The circulation of the miniatures comes from the gestures of kindness and empathy, which require intuitive actions by both the artist and the participants. Every active “choice” is a manifesto of how we identify ourselves as people. Belonging could be a question of belief, of believing in gratitude and humanity—to recognise oneself by recognising others and to feel human by feeling another human.
The miniatures are given as a material object and an experience, as a medium to initiate interactivity. Once the participant accepts it, they also undertake a commitment and responsibility: they will have to reflect and decide themselves which is the gift they wish to receive—the object, or the concept. The freedom to choose is also accompanied by an open question of how an individual perceives the value of an artwork outside of the commodity structure. The value of the work is based on individual choices, not something based on a system or structure. With the freedom of choosing what the gift could be, I am also asking myself and the participants what “owning or having” means. There are thoughts, feelings, and actions involved—no matter what you decide, whether it is to carry the miniature around in their daily life, give it to someone else, or keep them on their bookshelf; in any event, it is an experience.
About the artist
Piera Ying-Chu Shih (1993) is a Taiwanese artist and goldsmith based in Norway. Piera has received her BFA from Alchimia, Contemporary Jewellery School in Firenze; and holds a MFA in Medium and Material based Art from Oslo National Academy of the Arts. In her works, she examines the degradation of the emotional connection and our sense of belonging, which is often felt in contemporary life. Looking into new meanings and functionalities of craft, aiming to reduce these disconnections.
The artist carries one miniature per day and gives it to the first person she experiences a connection with.

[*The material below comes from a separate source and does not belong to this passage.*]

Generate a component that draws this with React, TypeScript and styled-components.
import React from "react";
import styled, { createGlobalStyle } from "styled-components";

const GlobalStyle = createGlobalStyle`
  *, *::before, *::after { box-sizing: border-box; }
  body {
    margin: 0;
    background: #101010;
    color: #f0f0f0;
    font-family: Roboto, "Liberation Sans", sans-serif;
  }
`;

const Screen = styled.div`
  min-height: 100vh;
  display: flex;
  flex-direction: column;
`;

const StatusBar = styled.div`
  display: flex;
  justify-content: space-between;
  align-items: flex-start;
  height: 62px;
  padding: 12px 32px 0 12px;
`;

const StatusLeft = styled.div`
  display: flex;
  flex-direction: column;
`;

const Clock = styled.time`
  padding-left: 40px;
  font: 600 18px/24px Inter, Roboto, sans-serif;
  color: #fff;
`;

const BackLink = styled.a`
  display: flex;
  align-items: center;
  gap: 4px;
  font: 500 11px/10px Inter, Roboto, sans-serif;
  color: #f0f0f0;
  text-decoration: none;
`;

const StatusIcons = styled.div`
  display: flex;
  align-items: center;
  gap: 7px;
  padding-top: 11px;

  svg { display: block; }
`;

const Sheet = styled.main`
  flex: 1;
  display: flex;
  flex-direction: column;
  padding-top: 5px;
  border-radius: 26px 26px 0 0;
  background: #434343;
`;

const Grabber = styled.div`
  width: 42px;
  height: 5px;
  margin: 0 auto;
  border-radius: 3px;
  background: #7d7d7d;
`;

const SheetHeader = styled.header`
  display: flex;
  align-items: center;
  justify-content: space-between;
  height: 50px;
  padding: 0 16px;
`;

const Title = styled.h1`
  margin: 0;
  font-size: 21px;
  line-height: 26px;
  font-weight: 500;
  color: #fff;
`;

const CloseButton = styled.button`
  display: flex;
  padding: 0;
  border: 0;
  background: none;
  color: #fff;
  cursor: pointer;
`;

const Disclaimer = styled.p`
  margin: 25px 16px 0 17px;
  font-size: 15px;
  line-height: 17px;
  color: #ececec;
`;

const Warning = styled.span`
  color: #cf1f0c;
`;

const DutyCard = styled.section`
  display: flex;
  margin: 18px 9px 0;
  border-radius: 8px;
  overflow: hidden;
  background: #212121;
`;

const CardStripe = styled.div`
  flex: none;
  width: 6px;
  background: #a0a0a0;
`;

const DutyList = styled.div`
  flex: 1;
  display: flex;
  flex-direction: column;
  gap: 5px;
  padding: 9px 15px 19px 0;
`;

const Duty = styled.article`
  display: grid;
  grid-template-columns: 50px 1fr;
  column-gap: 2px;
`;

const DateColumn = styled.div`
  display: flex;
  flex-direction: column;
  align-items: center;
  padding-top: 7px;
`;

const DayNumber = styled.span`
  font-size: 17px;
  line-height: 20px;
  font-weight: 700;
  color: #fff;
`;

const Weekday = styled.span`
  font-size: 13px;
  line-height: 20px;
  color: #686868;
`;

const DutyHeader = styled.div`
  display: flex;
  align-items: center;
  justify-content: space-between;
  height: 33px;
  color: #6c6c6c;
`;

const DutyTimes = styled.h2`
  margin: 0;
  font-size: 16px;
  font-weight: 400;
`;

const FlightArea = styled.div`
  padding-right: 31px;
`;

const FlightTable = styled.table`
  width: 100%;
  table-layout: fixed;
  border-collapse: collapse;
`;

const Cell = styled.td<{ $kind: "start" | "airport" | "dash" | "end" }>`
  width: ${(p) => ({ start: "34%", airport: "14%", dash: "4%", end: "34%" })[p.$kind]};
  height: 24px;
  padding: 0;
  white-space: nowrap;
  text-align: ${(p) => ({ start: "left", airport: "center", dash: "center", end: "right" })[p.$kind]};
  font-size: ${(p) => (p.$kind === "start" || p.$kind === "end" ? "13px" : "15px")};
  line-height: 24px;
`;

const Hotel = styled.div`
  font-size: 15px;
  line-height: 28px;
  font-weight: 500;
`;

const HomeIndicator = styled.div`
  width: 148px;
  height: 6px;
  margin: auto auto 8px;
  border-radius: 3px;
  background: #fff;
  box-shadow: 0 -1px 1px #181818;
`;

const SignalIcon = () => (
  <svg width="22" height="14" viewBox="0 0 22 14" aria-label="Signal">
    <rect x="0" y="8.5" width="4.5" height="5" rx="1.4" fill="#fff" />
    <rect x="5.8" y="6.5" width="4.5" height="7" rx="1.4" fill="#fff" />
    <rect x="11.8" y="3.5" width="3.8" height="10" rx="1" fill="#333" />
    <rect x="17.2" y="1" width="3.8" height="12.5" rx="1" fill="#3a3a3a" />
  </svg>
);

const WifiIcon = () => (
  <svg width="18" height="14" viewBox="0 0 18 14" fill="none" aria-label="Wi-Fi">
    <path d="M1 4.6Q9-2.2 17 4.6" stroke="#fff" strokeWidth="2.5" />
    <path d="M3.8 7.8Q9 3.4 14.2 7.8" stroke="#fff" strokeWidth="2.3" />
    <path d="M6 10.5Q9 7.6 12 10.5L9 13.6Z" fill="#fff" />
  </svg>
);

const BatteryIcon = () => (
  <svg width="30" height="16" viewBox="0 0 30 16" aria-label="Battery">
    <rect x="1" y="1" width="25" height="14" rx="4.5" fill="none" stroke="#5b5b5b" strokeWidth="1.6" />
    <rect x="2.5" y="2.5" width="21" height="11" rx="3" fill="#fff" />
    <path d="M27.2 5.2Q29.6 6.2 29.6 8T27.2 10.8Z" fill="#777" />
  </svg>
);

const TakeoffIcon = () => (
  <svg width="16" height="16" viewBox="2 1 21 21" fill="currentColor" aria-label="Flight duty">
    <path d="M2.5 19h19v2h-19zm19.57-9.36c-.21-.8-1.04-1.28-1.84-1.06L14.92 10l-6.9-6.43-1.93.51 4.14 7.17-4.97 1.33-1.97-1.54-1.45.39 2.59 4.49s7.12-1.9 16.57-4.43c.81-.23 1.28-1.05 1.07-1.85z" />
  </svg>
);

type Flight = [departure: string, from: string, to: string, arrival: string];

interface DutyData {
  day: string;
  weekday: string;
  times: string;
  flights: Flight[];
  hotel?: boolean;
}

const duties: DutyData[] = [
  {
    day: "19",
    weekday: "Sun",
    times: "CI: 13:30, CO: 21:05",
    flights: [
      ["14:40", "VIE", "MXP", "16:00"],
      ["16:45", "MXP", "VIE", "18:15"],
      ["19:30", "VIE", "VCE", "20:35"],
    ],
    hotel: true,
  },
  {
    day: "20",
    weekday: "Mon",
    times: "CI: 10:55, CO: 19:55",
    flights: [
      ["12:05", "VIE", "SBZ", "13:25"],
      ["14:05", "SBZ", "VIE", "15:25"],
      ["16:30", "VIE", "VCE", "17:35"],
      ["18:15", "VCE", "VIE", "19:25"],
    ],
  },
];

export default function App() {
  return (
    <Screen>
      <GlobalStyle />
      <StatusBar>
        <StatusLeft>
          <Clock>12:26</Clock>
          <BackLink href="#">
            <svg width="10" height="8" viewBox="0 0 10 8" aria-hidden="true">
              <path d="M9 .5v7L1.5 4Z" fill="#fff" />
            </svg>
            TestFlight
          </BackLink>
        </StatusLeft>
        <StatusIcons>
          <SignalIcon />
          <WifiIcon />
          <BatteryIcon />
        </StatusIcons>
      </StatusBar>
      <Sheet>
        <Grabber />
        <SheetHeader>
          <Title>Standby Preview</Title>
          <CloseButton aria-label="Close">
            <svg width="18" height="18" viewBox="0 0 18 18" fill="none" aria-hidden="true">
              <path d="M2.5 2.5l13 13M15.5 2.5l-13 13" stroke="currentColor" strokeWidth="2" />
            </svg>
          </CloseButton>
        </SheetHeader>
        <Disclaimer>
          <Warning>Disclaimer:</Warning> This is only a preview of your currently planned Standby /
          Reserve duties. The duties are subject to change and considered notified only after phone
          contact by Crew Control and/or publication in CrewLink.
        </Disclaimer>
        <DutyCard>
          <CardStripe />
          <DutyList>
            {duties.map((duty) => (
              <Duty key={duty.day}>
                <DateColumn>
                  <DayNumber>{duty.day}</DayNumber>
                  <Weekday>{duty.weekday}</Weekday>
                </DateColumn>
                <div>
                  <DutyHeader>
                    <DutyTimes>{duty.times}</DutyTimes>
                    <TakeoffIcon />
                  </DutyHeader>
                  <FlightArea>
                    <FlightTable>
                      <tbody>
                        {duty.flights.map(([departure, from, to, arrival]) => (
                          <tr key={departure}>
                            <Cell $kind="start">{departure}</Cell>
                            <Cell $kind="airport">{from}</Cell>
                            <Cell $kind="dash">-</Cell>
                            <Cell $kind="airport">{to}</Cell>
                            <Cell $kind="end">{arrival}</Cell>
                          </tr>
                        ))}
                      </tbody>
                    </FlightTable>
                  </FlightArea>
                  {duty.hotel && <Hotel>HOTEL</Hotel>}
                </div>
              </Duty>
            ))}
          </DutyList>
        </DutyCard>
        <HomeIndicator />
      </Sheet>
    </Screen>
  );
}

The person can decide to accept it or not after hearing the instruction: carry it with you and give it to the next person you feel connected to, and ask that person to repeat it as you did. And ask the same thing for the next person, and so on. One picture of the miniature with the hand of the participant will be documented. The participants are fully free to decide what to do with the miniature once they have accepted it. Nothing will need to be reported afterwards.
The circulation of the miniatures comes from the gestures of kindness and empathy, which require intuitive actions by both the artist and the participants. Every active “choice” is a manifesto of how we identify ourselves as people. Belonging could be a question of belief, of believing in gratitude and humanity—to recognise oneself by recognising others and to feel human by feeling another human.
The miniatures are given as a material object and an experience, as a medium to initiate interactivity. Once the participant accepts it, they also undertake a commitment and responsibility: they will have to reflect and decide themselves which is the gift they wish to receive—the object, or the concept. The freedom to choose is also accompanied by an open question of how an individual perceives the value of an artwork outside of the commodity structure. The value of the work is based on individual choices, not something based on a system or structure. With the freedom of choosing what the gift could be, I am also asking myself and the participants what “owning or having” means. There are thoughts, feelings, and actions involved—no matter what you decide, whether it is to carry the miniature around in their daily life, give it to someone else, or keep them on their bookshelf; in any event, it is an experience.
About the artist
Piera Ying-Chu Shih (1993) is a Taiwanese artist and goldsmith based in Norway. Piera has received her BFA from Alchimia, Contemporary Jewellery School in Firenze; and holds a MFA in Medium and Material based Art from Oslo National Academy of the Arts. In her works, she examines the degradation of the emotional connection and our sense of belonging, which is often felt in contemporary life. Looking into new meanings and functionalities of craft, aiming to reduce these disconnections.